EXERCISE REQUIREMENTS. Extract, in full, the lines below, beginning at the first and ending with the line that contains "import React from". Pictures do not belong in the copy.

DATA LINES.
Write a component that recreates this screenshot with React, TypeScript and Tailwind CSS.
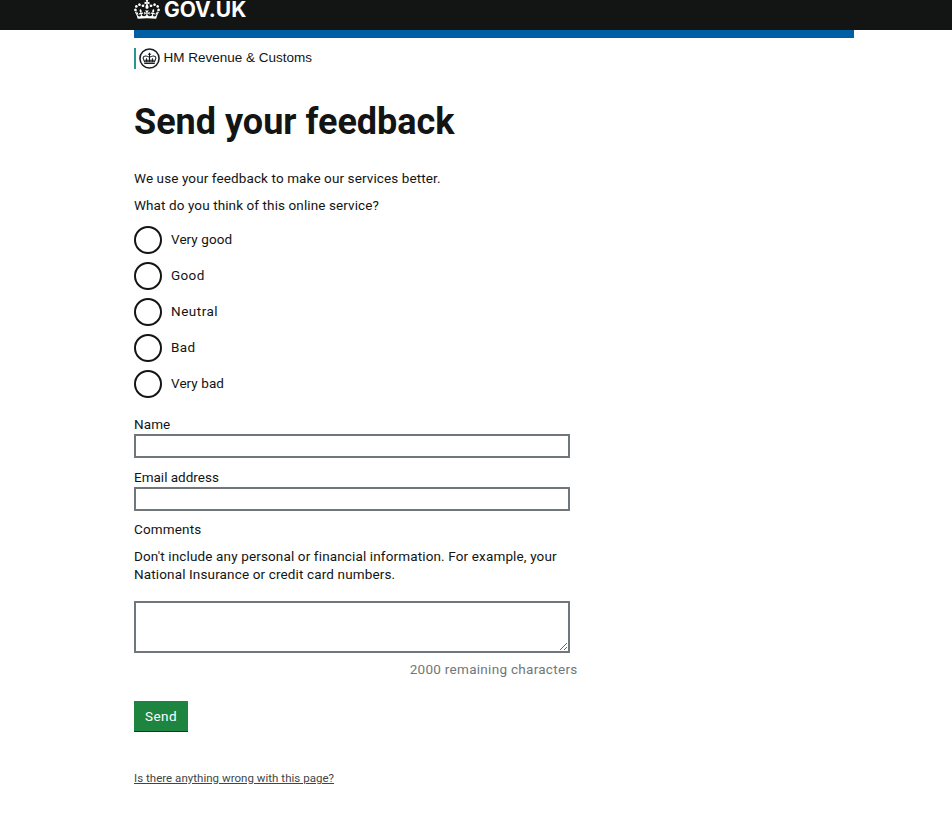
import React from "react";

const CROWN =
  "M25 30.2c3.5 1.5 7.7-.2 9.1-3.7 1.5-3.6-.2-7.8-3.9-9.2-3.6-1.4-7.6.3-9.1 3.9-1.4 3.5.3 7.5 3.9 9zM9 39.5c3.6 1.5 7.8-.2 9.2-3.7 1.5-3.6-.2-7.8-3.9-9.1-3.6-1.5-7.6.2-9.1 3.8-1.4 3.5.3 7.5 3.8 9zM4.4 57.2c3.5 1.5 7.7-.2 9.1-3.8 1.5-3.6-.2-7.7-3.9-9.1-3.5-1.5-7.6.3-9.1 3.8-1.4 3.5.3 7.6 3.9 9.1zm38.3-21.4c3.5 1.5 7.7-.2 9.1-3.8 1.5-3.6-.2-7.7-3.9-9.1-3.6-1.5-7.6.3-9.1 3.8-1.3 3.6.4 7.7 3.9 9.1zm64.4-5.6c-3.6 1.5-7.8-.2-9.1-3.7-1.5-3.6.2-7.8 3.8-9.2 3.6-1.4 7.7.3 9.2 3.9 1.3 3.5-.4 7.5-3.9 9zm15.9 9.3c-3.6 1.5-7.7-.2-9.1-3.7-1.5-3.6.2-7.8 3.7-9.1 3.6-1.5 7.7.2 9.2 3.8 1.5 3.5-.3 7.5-3.8 9zm4.7 17.7c-3.6 1.5-7.8-.2-9.2-3.8-1.5-3.6.2-7.7 3.9-9.1 3.6-1.5 7.7.3 9.2 3.8 1.3 3.5-.4 7.6-3.9 9.1zM89.3 35.8c-3.6 1.5-7.8-.2-9.2-3.8-1.4-3.6.2-7.7 3.9-9.1 3.6-1.5 7.7.3 9.2 3.8 1.4 3.6-.3 7.7-3.9 9.1zM69.7 17.7l8.9 4.7V9.3l-8.9 2.8c-.2-.3-.5-.6-.9-.9L72.4 0H59.6l3.5 11.2c-.3.3-.6.5-.9.9l-8.8-2.8v13.1l8.8-4.7c.3.3.6.7.9.9l-5 15.4v.1c-.2.8-.4 1.6-.4 2.4 0 4.1 3.1 7.5 7 8.1h.2c.3 0 .7.1 1 .1.4 0 .7 0 1-.1h.2c4-.6 7.1-4.1 7.1-8.1 0-.8-.1-1.7-.4-2.4V34l-5.1-15.4c.4-.2.7-.6 1-.9zM66 92.8c16.9 0 32.8 1.1 47.1 3.2 4-16.9 8.9-26.7 14-33.5l-9.6-3.4c1 4.9 1.1 7.2 0 10.2-1.5-1.4-3-4.3-4.2-8.7L108.6 76c2.8-2 5-3.2 7.5-3.3-4.4 9.4-10 11.9-13.6 11.2-4.3-.8-6.3-4.6-5.6-7.9 1-4.7 5.7-5.9 8-.5 4.3-8.7-3-11.4-7.6-8.8 7.1-7.2 7.9-13.5 2.1-21.1-8 6.1-8.1 12.3-4.5 20.8-4.7-5.4-12.1-2.5-9.5 6.2 3.4-5.2 7.9-2 7.2 3.1-.6 4.3-6.4 7.8-13.5 7.2-10.3-.9-10.9-8-11.2-13.8 2.5-.5 7.1 1.8 11 7.3L80.2 60c-4.1 4.4-8 5.3-12.3 5.4 1.4-4.4 8-11.6 8-11.6H55.5s6.4 7.2 7.9 11.6c-4.2-.1-8-1-12.3-5.4l1.4 16.4c3.9-5.5 8.5-7.7 10.9-7.3-.3 5.8-.9 12.8-11.1 13.8-7.2.6-12.9-2.9-13.5-7.2-.7-5 3.8-8.3 7.1-3.1 2.7-8.7-4.6-11.6-9.4-6.2 3.7-8.5 3.6-14.7-4.6-20.8-5.8 7.6-5 13.9 2.2 21.1-4.7-2.6-11.9.1-7.7 8.8 2.3-5.5 7.1-4.2 8.1.5.7 3.3-1.3 7.1-5.7 7.9-3.5.7-9-1.8-13.5-11.2 2.5.1 4.7 1.3 7.5 3.3l-4.7-15.4c-1.2 4.4-2.7 7.2-4.3 8.7-1.1-3-.9-5.3 0-10.2l-9.5 3.4c5 6.9 9.9 16.7 14 33.5 14.8-2.1 30.8-3.2 47.7-3.2z";

function Crest() {
  return (
    <svg className="-mr-px ml-[3px] size-[21px] shrink-0" viewBox="0 0 20 20" fill="none" stroke="#1c1d22">
      <circle cx="10" cy="10" r="9.1" strokeWidth="1.5" />
      <path d="M5 14.8h10M5.3 13.2 3.9 9.6C4 7.2 7.4 6.8 10 8.9c2.6-2.1 6-1.7 6.1.7l-1.4 3.6zM10 4.5v8.7M8.5 6h3M7.2 9.8v3.2M12.8 9.8v3.2M5.5 11.6h9" strokeWidth="1" />
    </svg>
  );
}

const ratings = [
  { label: "Very good", track: "tracking-[0.07px]" },
  { label: "Good", track: "tracking-[0.35px]" },
  { label: "Neutral", track: "tracking-[0.5px]" },
  { label: "Bad", track: "tracking-[0.4px]" },
  { label: "Very bad", track: "tracking-[0.07px]" },
];

export default function App() {
  return (
    <div className="h-[814px] overflow-hidden bg-white font-[Roboto,sans-serif] text-[13.5px] leading-[18px] text-[#131414]">
      <header className="h-[30px] bg-[#131414]">
        <div className="ml-[134px] flex h-[19px] items-center text-white">
          <svg className="-mt-[1px] h-[19px] w-[26px] shrink-0" viewBox="0 0 132 97" fill="currentColor">
            <path d={CROWN} />
          </svg>
          <span className="ml-1 font-[Inter,sans-serif] text-[21px] leading-[19px] font-bold">GOV.UK</span>
        </div>
      </header>
      <main className="ml-[134px] w-[720px]">
        <div className="h-2 bg-[#005ea5]" />
        <div className="mt-[10px] flex h-[21px] items-center border-l-2 border-[#28988f]">
          <Crest />
          <span className="-mt-[2px] ml-[4.5px] font-['Liberation_Sans',sans-serif] text-[13.5px]">HM Revenue &amp; Customs</span>
        </div>
        <h1 className="mt-[33px] h-10 text-[36px] leading-10 font-bold whitespace-nowrap">Send your feedback</h1>
        <p className="mt-[27px] h-[18px] tracking-[0.11px] whitespace-nowrap">We use your feedback to make our services better.</p>
        <p className="mt-[9px] h-[18px] tracking-[0.1px]">What do you think of this online service?</p>
        <div className="mt-3 flex flex-col gap-2">
          {ratings.map((r) => (
            <label key={r.label} className="flex h-7 items-center">
              <input type="radio" name="rating" className="size-7 appearance-none rounded-full border-2 border-[#131414]" />
              <span className={"-mt-[2px] ml-[9px] " + r.track}>{r.label}</span>
            </label>
          ))}
        </div>
        <label className="mt-[17px] block h-[19px] tracking-[0.1px]">Name</label>
        <input className="block h-6 w-[436px] border-2 border-[#6f777b]" />
        <label className="mt-[10px] block h-[19px]">Email address</label>
        <input className="block h-6 w-[436px] border-2 border-[#6f777b]" />
        <label className="mt-[9px] block h-[18px] tracking-[0.15px]">Comments</label>
        <p className="mt-[9px] tracking-[0.14px] whitespace-nowrap">
          Don't include any personal or financial information. For example, your
          <br />
          National Insurance or credit card numbers.
        </p>
        <textarea className="mt-[18px] block h-[52px] w-[436px] resize border-2 border-[#6f777b]" />
        <p className="mt-[7px] w-[443.5px] text-right tracking-[0.29px] text-[#6f777b]">2000 remaining characters</p>
        <button className="mt-[23px] block h-[30px] w-[54px] bg-[#1e8541] tracking-[0.4px] text-white shadow-[0_1px_0_#0b3d20]">Send</button>
        <a className="mt-[38px] block w-fit text-[11.5px] leading-[18px] tracking-[0.03px] whitespace-nowrap text-[#3f4648] underline">
          Is there anything wrong with this page?
        </a>
      </main>
    </div>
  );
}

EXERCISE SOLUTION.
Write a component that recreates this screenshot with React, TypeScript and Tailwind CSS.
import React from "react";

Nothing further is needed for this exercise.